*What needs to be done*
Copy every line in which the string "styles" occurs.

*Given data*
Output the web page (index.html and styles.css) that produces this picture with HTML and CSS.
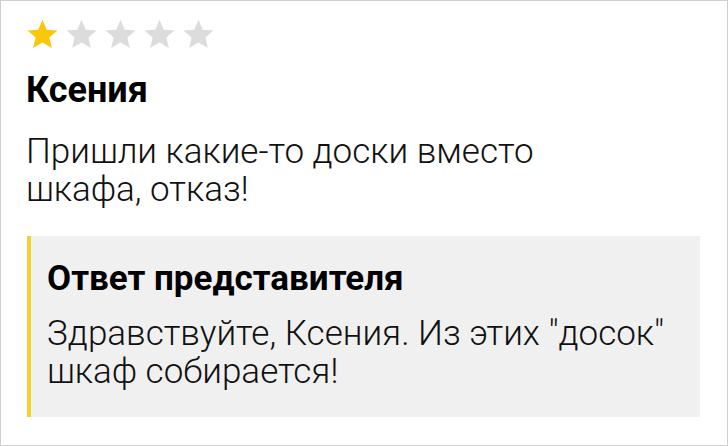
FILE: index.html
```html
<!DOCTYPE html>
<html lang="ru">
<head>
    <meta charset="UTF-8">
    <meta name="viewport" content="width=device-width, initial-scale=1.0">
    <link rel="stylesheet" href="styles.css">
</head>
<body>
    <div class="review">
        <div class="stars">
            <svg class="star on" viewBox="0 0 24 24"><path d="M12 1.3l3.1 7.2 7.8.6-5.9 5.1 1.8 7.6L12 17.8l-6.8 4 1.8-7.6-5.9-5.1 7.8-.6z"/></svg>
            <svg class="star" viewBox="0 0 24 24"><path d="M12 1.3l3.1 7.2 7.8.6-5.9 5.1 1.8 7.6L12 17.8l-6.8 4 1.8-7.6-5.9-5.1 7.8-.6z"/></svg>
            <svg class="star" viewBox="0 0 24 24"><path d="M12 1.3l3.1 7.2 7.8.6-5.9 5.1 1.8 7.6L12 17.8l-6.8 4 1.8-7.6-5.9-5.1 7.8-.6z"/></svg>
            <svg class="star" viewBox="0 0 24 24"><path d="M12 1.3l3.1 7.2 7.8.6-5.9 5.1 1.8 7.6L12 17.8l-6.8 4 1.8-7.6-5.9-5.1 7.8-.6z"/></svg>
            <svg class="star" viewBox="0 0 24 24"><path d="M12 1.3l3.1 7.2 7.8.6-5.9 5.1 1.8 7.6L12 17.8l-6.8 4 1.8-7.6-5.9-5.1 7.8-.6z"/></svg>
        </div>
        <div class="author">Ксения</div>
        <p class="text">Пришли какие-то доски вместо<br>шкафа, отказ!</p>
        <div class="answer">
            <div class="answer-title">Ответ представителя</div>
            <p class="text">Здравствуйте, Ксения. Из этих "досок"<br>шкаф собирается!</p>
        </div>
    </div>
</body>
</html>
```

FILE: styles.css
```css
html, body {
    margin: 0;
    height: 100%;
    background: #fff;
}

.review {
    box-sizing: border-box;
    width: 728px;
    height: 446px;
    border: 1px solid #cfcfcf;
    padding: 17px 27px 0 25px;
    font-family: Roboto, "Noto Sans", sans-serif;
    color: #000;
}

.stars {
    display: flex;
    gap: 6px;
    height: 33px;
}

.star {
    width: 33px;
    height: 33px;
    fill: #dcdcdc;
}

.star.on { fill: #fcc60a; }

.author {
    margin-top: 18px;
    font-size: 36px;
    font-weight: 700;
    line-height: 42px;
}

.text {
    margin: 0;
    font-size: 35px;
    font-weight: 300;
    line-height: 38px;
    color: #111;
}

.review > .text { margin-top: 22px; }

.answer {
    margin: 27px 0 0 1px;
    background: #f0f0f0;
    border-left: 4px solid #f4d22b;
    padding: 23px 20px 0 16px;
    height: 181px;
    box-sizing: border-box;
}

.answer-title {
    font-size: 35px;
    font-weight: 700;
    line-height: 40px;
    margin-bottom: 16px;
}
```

*Task response*
Output the web page (index.html and styles.css) that produces this picture with HTML and CSS.
    <link rel="stylesheet" href="styles.css">
FILE: styles.css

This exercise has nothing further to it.